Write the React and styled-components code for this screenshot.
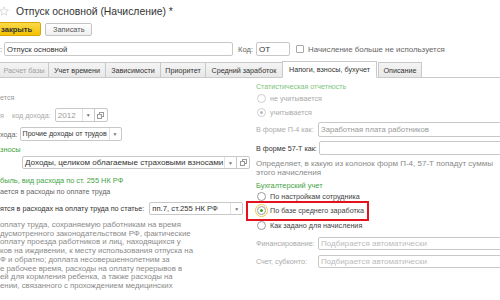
import React from 'react'
import styled, { createGlobalStyle } from 'styled-components'

const GlobalStyle = createGlobalStyle`
  html, body { margin: 0; padding: 0; background: #fff; }
  body {
    font-family: "Liberation Sans", Arial, sans-serif;
    font-size: 7.2px;
    color: #4d4d4d;
    overflow: hidden;
  }
`

const Page = styled.div`
  width: 500px;
  height: 300px;
  overflow: hidden;
`

const TitleRow = styled.div`
  display: flex;
  align-items: center;
  gap: 7px;
  height: 14px;
  margin-top: 4px;
`

const Title = styled.h1`
  margin: 0;
  font-size: 10.4px;
  font-weight: normal;
  color: #333;
  white-space: nowrap;
`

const Toolbar = styled.div`
  display: flex;
  align-items: center;
  gap: 4px;
  height: 14px;
  margin-top: 4px;
`

const PrimaryButton = styled.button`
  height: 14px;
  margin-left: -6px;
  padding: 0 8px 0 6px;
  border: 1px solid #d9a800;
  border-radius: 2px;
  background: linear-gradient(#fbd94a, #f2c200);
  font: bold 7.6px "Liberation Sans", Arial, sans-serif;
  color: #333;
`

const Button = styled.button`
  height: 13px;
  width: 47px;
  padding: 0;
  border: 1px solid #c4c4c4;
  border-radius: 2px;
  background: linear-gradient(#fff, #efefef);
  font: 7.4px "Liberation Sans", Arial, sans-serif;
  color: #555;
`

const FieldRow = styled.div`
  display: flex;
  align-items: center;
  height: ${p => p.$h || 14}px;
  margin-top: ${p => p.$mt || 0}px;
`

const Label = styled.span`
  white-space: nowrap;
  font-size: ${p => p.$size ? `${p.$size}px` : 'inherit'};
  color: ${p => p.$tone === 'muted' ? '#aaa' : p.$tone === 'dark' ? '#333' : '#666'};
  width: ${p => p.$w ? `${p.$w}px` : 'auto'};
  margin-left: ${p => p.$ml || 0}px;
  flex: none;
`

const Field = styled.div`
  display: flex;
  align-items: stretch;
  box-sizing: border-box;
  height: 100%;
  width: ${p => p.$w}px;
  margin-left: ${p => p.$ml || 0}px;
  flex: none;
  border: 1px solid #c8c8c8;
  border-radius: 2px;
  background: #fff;
`

const FieldText = styled.span`
  flex: 1;
  display: flex;
  align-items: center;
  padding: 0 1px 0 2px;
  overflow: hidden;
  white-space: nowrap;
  font-size: ${p => p.$size || 7.7}px;
  color: ${p => p.$tone === 'muted' ? '#999' : p.$tone === 'hint' ? '#bbb' : '#333'};
`

const DropButton = styled.span`
  width: 11px;
  flex: none;
  display: flex;
  align-items: center;
  justify-content: center;
  border-left: 1px solid #e2e2e2;
  color: #777;
  font-size: 5px;
`

const OpenButton = styled.span`
  width: 12px;
  flex: none;
  display: flex;
  align-items: center;
  justify-content: center;
  border-left: 1px solid #c8c8c8;
`

const CheckBox = styled.span`
  width: 8px;
  height: 8px;
  box-sizing: border-box;
  border: 1px solid #a8a8a8;
  border-radius: 1px;
  margin-left: 6px;
  margin-right: 4px;
  flex: none;
`

const TabBar = styled.div`
  display: flex;
  align-items: flex-end;
  height: 16px;
  margin-top: 5px;
  border-bottom: 1px solid #c9c9c9;
`

const Tab = styled.div`
  box-sizing: border-box;
  width: ${p => p.$w}px;
  height: ${p => p.$active ? 17 : 15}px;
  margin-left: ${p => p.$ml || 0}px;
  margin-right: -1px;
  margin-bottom: ${p => p.$active ? -1 : 0}px;
  display: flex;
  align-items: center;
  justify-content: center;
  border: 1px solid #c9c9c9;
  border-bottom: ${p => p.$active ? '1px solid #fff' : 'none'};
  background: ${p => p.$active ? '#fff' : 'linear-gradient(#f4f4f4, #e8e8e8)'};
  color: ${p => p.$dim ? '#a0a0a0' : '#333'};
  white-space: nowrap;
  flex: none;
`

const Body = styled.div`
  display: grid;
  grid-template-columns: 256px 1fr;
`

const Column = styled.div`
  display: flex;
  flex-direction: column;
  min-width: 0;
`

const Text = styled.div`
  height: ${p => p.$h || 10}px;
  margin-top: ${p => p.$mt || 0}px;
  display: flex;
  align-items: center;
  white-space: nowrap;
  color: ${p => p.$tone === 'muted' ? '#999' : p.$tone === 'dark' ? '#333' : '#666'};
`

const GroupTitle = styled(Text)`
  font-size: ${p => p.$size || 7.4}px;
  color: ${p => p.$dim ? '#7cc47c' : '#3fa33f'};
`

const Note = styled.p`
  margin: ${p => p.$mt || 0}px 0 0;
  font-size: ${p => p.$size || 8}px;
  line-height: ${p => p.$lh || 9}px;
  color: #8a8a8a;
  white-space: nowrap;
`

const RadioRow = styled.div`
  position: relative;
  display: flex;
  align-items: center;
  gap: 4px;
  height: 12px;
  margin-top: ${p => p.$mt || 0}px;
  padding-left: 1px;
  white-space: nowrap;
  color: ${p => p.$disabled ? '#aaa' : '#444'};
`

const RadioCircle = styled.span`
  width: 9px;
  height: 9px;
  box-sizing: border-box;
  border-radius: 50%;
  border: 1px solid ${p => p.$disabled ? '#cfcfcf' : '#9a9a9a'};
  background: #fff;
  display: flex;
  align-items: center;
  justify-content: center;
  flex: none;
  outline: ${p => p.$focus ? '1px solid #f0c64a' : 'none'};
  outline-offset: 1px;
  &::after {
    content: '';
    display: ${p => p.$dot ? 'block' : 'none'};
    width: 3px;
    height: 3px;
    border-radius: 50%;
    background: ${p => p.$dot};
  }
`

const Highlight = styled.span`
  position: absolute;
  left: -10px;
  top: -3px;
  width: 123px;
  height: 20px;
  box-sizing: border-box;
  border: 2.5px solid #e3121c;
  pointer-events: none;
`

const Star = () => (
  <svg width="10" height="10" viewBox="0 0 24 24" style={{ marginLeft: -1 }}>
    <path d="M12 2l3 6.9 7.5.7-5.7 5 1.7 7.4L12 18.1 5.5 22l1.7-7.4-5.7-5 7.5-.7z"
      fill="none" stroke="#c8c8c8" strokeWidth="1.6" strokeLinejoin="round" />
  </svg>
)

const OpenIcon = () => (
  <svg width="7" height="7" viewBox="0 0 7 7">
    <rect x="2.5" y="0.5" width="4" height="4" fill="none" stroke="#999" />
    <rect x="0.5" y="2.5" width="4" height="4" fill="#fff" stroke="#999" />
  </svg>
)

const Drop = () => <DropButton>▼</DropButton>

const Radio = ({ label, dot, disabled, focus, mt, highlight }) => (
  <RadioRow $mt={mt} $disabled={disabled}>
    {highlight && <Highlight />}
    <RadioCircle $dot={dot} $disabled={disabled} $focus={focus} />
    {label}
  </RadioRow>
)

const tabs = [
  { title: 'Расчет базы', w: 50, dim: true },
  { title: 'Учет времени', w: 58 },
  { title: 'Зависимости', w: 56 },
  { title: 'Приоритет', w: 46 },
  { title: 'Средний заработок', w: 78 },
  { title: 'Напоги, взносы, бухучет', w: 95, active: true },
  { title: 'Описание', w: 44, ml: 2 },
]

const note = [
  'оплату труда, сохраняемую работникам на время',
  'дусмотренного законодательством РФ, фактические',
  'оплату проезда работников и лиц, находящихся у',
  'ков на иждивении, к месту использования отпуска на',
  'Ф и обратно; доплата несовершеннолетним за',
  'е рабочее время, расходы на оплату перерывов в',
  'ей для кормления ребенка, а также расходы на',
  'ении, связанного с прохождением медицинских',
]

export default function App() {
  return (
    <Page>
      <GlobalStyle />
      <TitleRow>
        <Star />
        <Title>Отпуск основной (Начисление) *</Title>
      </TitleRow>

      <Toolbar>
        <PrimaryButton>закрыть</PrimaryButton>
        <Button>Записать</Button>
      </Toolbar>

      <FieldRow $mt={6}>
        <Label $w={4}>:</Label>
        <Field $w={229}><FieldText>Отпуск основной</FieldText></Field>
        <Label $ml={5} $size={7.6}>Код:</Label>
        <Field $w={34} $ml={3}><FieldText $size={8}>ОТ</FieldText></Field>
        <CheckBox />
        <Label $size={7.9}>Начисление больше не используется</Label>
      </FieldRow>

      <TabBar>
        {tabs.map((t, i) => (
          <Tab key={t.title} $w={t.w} $active={t.active} $dim={t.dim} $ml={i === 0 ? -1 : t.ml}>
            {t.title}
          </Tab>
        ))}
      </TabBar>

      <Body>
        <Column>
          <Text $mt={14} $tone="muted">ется</Text>
          <FieldRow $mt={6}>
            <Label $tone="muted">я</Label>
            <Label $tone="muted" $ml={8}>код дохода:</Label>
            <Field $w={53} $ml={4}>
              <FieldText $tone="muted" $size={8}>2012</FieldText>
              <Drop />
              <OpenButton><OpenIcon /></OpenButton>
            </Field>
          </FieldRow>
          <FieldRow $mt={5}>
            <Label>хода:</Label>
            <Field $w={102} $ml={2}>
              <FieldText $size={7.1}>Прочие доходы от трудов</FieldText>
              <Drop />
            </Field>
          </FieldRow>
          <GroupTitle $mt={3}>зносы</GroupTitle>
          <FieldRow $mt={2} $h={13}>
            <Field $w={228} $ml={22}>
              <FieldText $size={8.1}>Доходы, целиком облагаемые страховыми взносами</FieldText>
              <Drop />
              <OpenButton><OpenIcon /></OpenButton>
            </Field>
          </FieldRow>
          <GroupTitle $mt={6}>быль, вид расхода по ст. 255 НК РФ</GroupTitle>
          <Text $mt={1}>ается в расходы по оплате труда</Text>
          <FieldRow $mt={6} $h={13}>
            <Label $tone="dark">ятся в расходах на оплату труда по статье:</Label>
            <Field $w={94} $ml={5}>
              <FieldText>пп.7, ст.255 НК РФ</FieldText>
              <Drop />
            </Field>
          </FieldRow>
          <Note $mt={6} $lh={8.7} $size={7.8}>
            {note.map(line => <React.Fragment key={line}>{line}<br /></React.Fragment>)}
          </Note>
        </Column>

        <Column>
          <GroupTitle $mt={4} $dim $size={7.1}>Статистическая отчетность</GroupTitle>
          <Radio label="не учитывается" disabled />
          <Radio label="учитывается" disabled dot="#b8b8b8" mt={2} />
          <FieldRow $mt={4} $h={15}>
            <Label $tone="muted" $w={62}>В форме П-4 как:</Label>
            <Field $w={200}><FieldText $tone="muted">Заработная плата работников</FieldText></Field>
          </FieldRow>
          <FieldRow $mt={4}>
            <Label $tone="dark" $w={63}>В форме 57-Т как:</Label>
            <Field $w={200}><FieldText /></Field>
          </FieldRow>
          <Note $mt={4}>
            Определяет, в какую из колонок форм П-4, 57-Т попадут суммы<br />
            этого начисления
          </Note>
          <GroupTitle $mt={3}>Бухгалтерский учет</GroupTitle>
          <Radio label="По настройкам сотрудника" />
          <Radio label="По базе среднего заработка" dot="#2fa82f" focus highlight mt={2} />
          <Radio label="Как задано для начисления" mt={3} />
          <FieldRow $mt={6} $h={13}>
            <Label $tone="muted" $w={62}>Финансирование:</Label>
            <Field $w={200}><FieldText $tone="hint" $size={8}>Подбирается автоматически</FieldText></Field>
          </FieldRow>
          <FieldRow $mt={5} $h={13}>
            <Label $tone="muted" $w={62}>Счет, субконто:</Label>
            <Field $w={200}><FieldText $tone="hint" $size={8}>Подбирается автоматически</FieldText></Field>
          </FieldRow>
        </Column>
      </Body>
    </Page>
  )
}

▶ _AIM OF THE TASK_
Provide only the count of lines in the data above that include the string "React".

▶ _EXERCISE RESULT_
3